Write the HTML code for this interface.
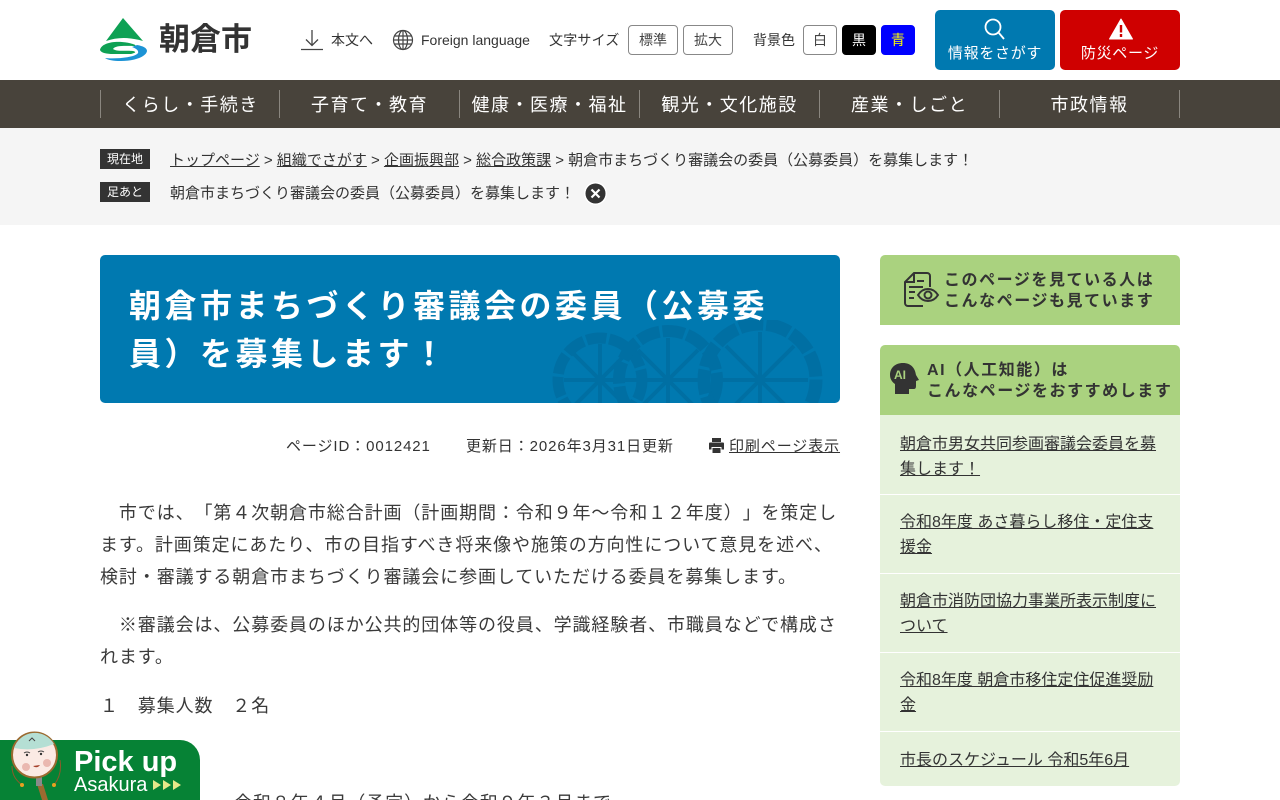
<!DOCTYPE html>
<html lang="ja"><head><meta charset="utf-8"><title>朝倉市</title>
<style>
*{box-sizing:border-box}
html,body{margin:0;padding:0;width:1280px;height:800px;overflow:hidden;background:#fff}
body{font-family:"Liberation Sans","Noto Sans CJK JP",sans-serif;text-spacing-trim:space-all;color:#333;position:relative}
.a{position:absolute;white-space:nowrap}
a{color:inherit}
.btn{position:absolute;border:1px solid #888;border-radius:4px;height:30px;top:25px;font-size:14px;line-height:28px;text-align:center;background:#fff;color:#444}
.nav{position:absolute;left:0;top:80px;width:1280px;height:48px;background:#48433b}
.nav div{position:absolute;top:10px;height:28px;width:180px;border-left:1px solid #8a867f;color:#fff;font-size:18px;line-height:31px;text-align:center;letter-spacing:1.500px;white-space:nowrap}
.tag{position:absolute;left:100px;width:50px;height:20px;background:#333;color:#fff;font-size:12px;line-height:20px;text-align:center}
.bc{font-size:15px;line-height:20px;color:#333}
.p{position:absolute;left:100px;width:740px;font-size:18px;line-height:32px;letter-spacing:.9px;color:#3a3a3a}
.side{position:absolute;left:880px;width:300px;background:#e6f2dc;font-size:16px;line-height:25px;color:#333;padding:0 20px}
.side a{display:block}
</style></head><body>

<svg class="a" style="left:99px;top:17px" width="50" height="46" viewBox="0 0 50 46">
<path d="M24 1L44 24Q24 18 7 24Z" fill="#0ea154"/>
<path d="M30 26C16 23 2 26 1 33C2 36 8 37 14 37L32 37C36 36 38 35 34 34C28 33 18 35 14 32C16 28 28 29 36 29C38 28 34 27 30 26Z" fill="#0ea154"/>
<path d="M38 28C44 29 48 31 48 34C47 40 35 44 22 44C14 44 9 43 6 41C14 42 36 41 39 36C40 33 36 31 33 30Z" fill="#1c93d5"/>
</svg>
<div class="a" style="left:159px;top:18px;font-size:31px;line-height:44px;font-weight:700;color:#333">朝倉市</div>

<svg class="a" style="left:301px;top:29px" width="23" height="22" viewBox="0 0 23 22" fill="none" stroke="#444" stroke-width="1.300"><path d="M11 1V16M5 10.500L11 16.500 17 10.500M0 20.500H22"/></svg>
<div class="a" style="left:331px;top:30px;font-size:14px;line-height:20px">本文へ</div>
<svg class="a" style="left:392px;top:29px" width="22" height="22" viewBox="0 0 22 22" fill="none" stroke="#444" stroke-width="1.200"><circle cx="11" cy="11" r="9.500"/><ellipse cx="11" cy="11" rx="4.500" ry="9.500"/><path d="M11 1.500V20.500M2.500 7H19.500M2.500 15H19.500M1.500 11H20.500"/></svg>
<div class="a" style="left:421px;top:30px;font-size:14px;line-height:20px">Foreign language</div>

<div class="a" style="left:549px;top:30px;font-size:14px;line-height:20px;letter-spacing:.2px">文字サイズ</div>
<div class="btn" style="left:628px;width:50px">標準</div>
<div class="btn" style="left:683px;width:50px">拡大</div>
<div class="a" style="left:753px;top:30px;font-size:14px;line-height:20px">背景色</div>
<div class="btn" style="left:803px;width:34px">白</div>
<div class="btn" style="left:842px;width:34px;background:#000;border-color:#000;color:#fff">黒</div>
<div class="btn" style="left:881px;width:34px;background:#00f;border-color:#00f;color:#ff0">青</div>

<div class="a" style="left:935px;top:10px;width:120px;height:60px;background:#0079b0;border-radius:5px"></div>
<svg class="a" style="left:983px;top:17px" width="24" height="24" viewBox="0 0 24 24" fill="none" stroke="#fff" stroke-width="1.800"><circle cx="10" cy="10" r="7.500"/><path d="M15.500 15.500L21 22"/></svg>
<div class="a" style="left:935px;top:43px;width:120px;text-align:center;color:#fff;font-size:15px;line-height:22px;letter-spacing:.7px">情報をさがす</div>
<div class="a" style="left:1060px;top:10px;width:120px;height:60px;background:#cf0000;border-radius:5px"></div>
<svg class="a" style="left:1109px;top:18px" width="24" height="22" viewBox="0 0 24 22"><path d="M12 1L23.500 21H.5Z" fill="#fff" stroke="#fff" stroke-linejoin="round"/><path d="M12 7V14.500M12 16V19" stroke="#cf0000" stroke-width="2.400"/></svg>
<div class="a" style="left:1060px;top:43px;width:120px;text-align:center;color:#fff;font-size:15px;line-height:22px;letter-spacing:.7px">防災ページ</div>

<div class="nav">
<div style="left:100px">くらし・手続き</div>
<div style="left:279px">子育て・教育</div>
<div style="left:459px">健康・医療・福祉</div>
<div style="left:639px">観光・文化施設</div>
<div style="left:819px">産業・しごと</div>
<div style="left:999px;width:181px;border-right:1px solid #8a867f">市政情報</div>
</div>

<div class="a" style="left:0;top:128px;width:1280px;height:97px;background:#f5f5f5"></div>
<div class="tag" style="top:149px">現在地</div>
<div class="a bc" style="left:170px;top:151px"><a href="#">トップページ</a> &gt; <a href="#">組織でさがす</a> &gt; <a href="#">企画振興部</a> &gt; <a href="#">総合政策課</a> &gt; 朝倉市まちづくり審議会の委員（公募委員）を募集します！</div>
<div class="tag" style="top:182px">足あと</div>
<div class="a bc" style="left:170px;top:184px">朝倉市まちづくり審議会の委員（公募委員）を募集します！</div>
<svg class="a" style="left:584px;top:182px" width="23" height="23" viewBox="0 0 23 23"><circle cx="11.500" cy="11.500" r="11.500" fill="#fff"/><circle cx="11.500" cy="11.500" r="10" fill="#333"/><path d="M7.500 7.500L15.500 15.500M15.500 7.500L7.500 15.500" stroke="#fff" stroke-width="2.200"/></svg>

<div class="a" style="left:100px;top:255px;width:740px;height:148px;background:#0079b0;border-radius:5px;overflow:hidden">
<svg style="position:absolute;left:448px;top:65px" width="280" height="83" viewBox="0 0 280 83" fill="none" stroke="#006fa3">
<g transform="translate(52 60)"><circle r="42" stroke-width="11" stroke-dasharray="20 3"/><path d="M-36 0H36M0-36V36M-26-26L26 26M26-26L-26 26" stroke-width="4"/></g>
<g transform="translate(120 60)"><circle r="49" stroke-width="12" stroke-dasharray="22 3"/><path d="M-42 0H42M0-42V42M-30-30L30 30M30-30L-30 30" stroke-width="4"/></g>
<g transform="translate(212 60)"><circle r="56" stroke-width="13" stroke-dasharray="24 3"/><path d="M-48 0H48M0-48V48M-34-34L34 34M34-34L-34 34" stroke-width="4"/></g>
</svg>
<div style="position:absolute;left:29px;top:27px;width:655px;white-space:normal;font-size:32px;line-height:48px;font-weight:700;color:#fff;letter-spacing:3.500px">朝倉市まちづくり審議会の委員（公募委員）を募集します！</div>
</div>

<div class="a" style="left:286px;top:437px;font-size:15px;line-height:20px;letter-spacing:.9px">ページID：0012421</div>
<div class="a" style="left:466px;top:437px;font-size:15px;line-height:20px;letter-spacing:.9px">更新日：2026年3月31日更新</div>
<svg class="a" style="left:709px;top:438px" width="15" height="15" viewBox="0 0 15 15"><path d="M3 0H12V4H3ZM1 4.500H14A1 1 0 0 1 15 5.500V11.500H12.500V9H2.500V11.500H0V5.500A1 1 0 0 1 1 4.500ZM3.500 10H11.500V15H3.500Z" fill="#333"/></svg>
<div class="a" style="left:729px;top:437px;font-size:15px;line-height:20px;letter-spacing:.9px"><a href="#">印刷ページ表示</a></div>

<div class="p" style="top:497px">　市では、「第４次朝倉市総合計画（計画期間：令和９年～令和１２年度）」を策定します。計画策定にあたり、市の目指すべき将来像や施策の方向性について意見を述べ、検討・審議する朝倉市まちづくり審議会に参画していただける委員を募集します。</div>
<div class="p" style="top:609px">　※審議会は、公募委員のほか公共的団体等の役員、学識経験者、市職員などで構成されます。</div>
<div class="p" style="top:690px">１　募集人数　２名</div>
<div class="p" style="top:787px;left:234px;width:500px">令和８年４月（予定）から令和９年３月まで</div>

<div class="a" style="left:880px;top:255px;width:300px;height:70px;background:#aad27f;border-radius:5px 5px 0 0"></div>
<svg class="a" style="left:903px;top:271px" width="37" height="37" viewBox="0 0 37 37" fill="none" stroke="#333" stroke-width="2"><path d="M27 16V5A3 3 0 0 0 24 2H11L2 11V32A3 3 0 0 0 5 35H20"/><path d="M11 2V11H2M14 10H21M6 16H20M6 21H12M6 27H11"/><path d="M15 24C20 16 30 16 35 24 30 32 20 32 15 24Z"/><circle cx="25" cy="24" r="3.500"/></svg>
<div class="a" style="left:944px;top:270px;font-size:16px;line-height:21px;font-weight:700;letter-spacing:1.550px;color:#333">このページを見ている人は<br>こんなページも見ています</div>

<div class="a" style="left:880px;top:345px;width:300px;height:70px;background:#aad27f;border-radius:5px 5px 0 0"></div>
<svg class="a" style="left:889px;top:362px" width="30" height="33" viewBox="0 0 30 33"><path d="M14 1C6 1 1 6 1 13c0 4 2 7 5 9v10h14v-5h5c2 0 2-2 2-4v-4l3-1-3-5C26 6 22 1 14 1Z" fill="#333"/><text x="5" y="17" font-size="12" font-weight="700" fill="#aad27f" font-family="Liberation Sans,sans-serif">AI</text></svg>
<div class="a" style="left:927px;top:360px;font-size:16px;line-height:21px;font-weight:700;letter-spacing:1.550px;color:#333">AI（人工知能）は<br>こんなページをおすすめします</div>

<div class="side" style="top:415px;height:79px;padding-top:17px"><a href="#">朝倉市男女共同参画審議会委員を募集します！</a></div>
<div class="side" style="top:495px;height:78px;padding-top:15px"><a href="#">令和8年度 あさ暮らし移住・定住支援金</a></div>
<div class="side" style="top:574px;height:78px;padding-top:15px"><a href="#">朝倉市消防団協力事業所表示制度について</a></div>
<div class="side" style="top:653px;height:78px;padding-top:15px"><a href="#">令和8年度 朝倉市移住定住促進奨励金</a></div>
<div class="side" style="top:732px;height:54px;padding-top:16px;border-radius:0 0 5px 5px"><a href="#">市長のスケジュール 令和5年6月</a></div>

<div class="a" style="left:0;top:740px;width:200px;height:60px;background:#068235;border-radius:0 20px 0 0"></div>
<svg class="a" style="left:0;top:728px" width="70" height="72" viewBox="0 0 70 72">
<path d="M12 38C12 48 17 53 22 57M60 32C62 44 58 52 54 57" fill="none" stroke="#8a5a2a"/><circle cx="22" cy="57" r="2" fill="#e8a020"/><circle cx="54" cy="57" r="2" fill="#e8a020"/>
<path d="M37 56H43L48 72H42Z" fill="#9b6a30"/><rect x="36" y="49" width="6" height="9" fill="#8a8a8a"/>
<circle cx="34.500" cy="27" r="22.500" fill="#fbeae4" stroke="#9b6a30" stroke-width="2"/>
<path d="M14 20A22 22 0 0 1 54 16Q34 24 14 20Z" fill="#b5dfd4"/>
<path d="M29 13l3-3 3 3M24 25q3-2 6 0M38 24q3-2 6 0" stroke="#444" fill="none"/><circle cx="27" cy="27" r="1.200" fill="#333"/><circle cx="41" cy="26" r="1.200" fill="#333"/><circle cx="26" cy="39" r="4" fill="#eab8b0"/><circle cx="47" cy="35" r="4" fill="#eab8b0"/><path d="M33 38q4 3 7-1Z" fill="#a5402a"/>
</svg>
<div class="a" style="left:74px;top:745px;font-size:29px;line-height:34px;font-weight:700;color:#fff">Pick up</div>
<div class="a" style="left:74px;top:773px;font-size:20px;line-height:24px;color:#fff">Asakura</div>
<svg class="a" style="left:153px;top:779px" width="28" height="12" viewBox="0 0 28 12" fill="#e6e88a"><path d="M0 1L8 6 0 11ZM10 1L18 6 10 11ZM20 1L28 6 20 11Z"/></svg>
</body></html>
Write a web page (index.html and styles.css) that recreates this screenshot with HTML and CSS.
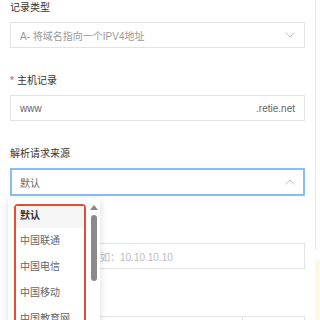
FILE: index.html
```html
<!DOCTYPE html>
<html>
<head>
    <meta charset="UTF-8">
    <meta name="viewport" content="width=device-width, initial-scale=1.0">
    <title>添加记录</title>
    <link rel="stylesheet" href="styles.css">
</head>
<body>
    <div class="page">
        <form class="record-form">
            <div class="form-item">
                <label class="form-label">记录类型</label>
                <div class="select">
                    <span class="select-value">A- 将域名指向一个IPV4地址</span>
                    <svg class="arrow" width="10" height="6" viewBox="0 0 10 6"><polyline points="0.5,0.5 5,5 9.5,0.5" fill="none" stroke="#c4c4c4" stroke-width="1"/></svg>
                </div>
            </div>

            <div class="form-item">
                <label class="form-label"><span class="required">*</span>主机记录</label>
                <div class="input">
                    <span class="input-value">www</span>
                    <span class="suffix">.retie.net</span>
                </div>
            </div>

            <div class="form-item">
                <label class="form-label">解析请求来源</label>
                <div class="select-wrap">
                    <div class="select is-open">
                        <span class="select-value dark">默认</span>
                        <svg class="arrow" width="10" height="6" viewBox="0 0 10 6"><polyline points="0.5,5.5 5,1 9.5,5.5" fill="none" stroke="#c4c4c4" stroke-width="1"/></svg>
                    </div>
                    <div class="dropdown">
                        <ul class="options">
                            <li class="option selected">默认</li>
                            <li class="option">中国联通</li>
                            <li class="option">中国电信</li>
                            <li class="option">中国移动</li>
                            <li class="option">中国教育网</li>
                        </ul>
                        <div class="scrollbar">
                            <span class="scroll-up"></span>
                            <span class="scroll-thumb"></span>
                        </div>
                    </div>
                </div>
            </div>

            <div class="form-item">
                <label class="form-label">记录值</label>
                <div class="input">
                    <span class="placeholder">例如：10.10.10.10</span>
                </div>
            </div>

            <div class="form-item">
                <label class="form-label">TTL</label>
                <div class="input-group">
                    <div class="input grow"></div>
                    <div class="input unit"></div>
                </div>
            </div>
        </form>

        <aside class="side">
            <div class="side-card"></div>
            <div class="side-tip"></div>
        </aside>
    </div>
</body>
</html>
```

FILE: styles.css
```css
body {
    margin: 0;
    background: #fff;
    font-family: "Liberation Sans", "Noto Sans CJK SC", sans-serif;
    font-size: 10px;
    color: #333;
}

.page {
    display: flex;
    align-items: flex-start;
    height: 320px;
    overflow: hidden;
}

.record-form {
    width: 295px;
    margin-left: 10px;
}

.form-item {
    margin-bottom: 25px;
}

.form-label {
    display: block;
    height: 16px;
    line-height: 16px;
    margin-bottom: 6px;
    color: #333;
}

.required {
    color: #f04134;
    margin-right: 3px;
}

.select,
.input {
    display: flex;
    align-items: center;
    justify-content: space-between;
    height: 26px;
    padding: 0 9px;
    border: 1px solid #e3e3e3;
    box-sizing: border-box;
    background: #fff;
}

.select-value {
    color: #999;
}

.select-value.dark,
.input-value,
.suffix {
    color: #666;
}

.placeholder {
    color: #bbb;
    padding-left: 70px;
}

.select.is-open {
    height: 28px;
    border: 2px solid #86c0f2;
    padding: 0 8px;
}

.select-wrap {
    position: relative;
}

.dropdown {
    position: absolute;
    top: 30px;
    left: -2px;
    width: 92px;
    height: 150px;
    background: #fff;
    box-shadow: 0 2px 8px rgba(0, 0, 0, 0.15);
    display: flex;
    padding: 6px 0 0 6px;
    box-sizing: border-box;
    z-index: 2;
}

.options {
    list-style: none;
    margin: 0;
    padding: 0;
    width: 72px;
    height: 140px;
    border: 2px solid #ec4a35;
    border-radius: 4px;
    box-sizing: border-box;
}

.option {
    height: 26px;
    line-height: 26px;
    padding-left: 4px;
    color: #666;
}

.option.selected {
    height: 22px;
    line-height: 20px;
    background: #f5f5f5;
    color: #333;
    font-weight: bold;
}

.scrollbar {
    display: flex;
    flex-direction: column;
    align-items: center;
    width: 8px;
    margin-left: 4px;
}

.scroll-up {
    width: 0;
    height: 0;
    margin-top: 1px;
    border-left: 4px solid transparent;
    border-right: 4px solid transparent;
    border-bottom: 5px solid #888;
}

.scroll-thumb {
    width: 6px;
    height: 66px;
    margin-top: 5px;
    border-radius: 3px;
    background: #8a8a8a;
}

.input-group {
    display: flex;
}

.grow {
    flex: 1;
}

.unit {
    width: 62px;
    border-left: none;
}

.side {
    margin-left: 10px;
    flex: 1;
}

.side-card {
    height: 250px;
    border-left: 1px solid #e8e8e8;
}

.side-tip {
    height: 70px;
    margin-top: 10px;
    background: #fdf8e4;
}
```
-=-=-=-=-
» **What the task requires**:
Repeat exactly and only the lines from the start of the data above through the line that holds "</style></head><body>", inclusive. Pictures do not belong in the copy.

» **Full answer**:
Write the HTML code for this interface.
<!DOCTYPE html>
<html lang="ja"><head><meta charset="utf-8"><title>朝倉市</title>
<style>
*{box-sizing:border-box}
html,body{margin:0;padding:0;width:1280px;height:800px;overflow:hidden;background:#fff}
body{font-family:"Liberation Sans","Noto Sans CJK JP",sans-serif;text-spacing-trim:space-all;color:#333;position:relative}
.a{position:absolute;white-space:nowrap}
a{color:inherit}
.btn{position:absolute;border:1px solid #888;border-radius:4px;height:30px;top:25px;font-size:14px;line-height:28px;text-align:center;background:#fff;color:#444}
.nav{position:absolute;left:0;top:80px;width:1280px;height:48px;background:#48433b}
.nav div{position:absolute;top:10px;height:28px;width:180px;border-left:1px solid #8a867f;color:#fff;font-size:18px;line-height:31px;text-align:center;letter-spacing:1.500px;white-space:nowrap}
.tag{position:absolute;left:100px;width:50px;height:20px;background:#333;color:#fff;font-size:12px;line-height:20px;text-align:center}
.bc{font-size:15px;line-height:20px;color:#333}
.p{position:absolute;left:100px;width:740px;font-size:18px;line-height:32px;letter-spacing:.9px;color:#3a3a3a}
.side{position:absolute;left:880px;width:300px;background:#e6f2dc;font-size:16px;line-height:25px;color:#333;padding:0 20px}
.side a{display:block}
</style></head><body>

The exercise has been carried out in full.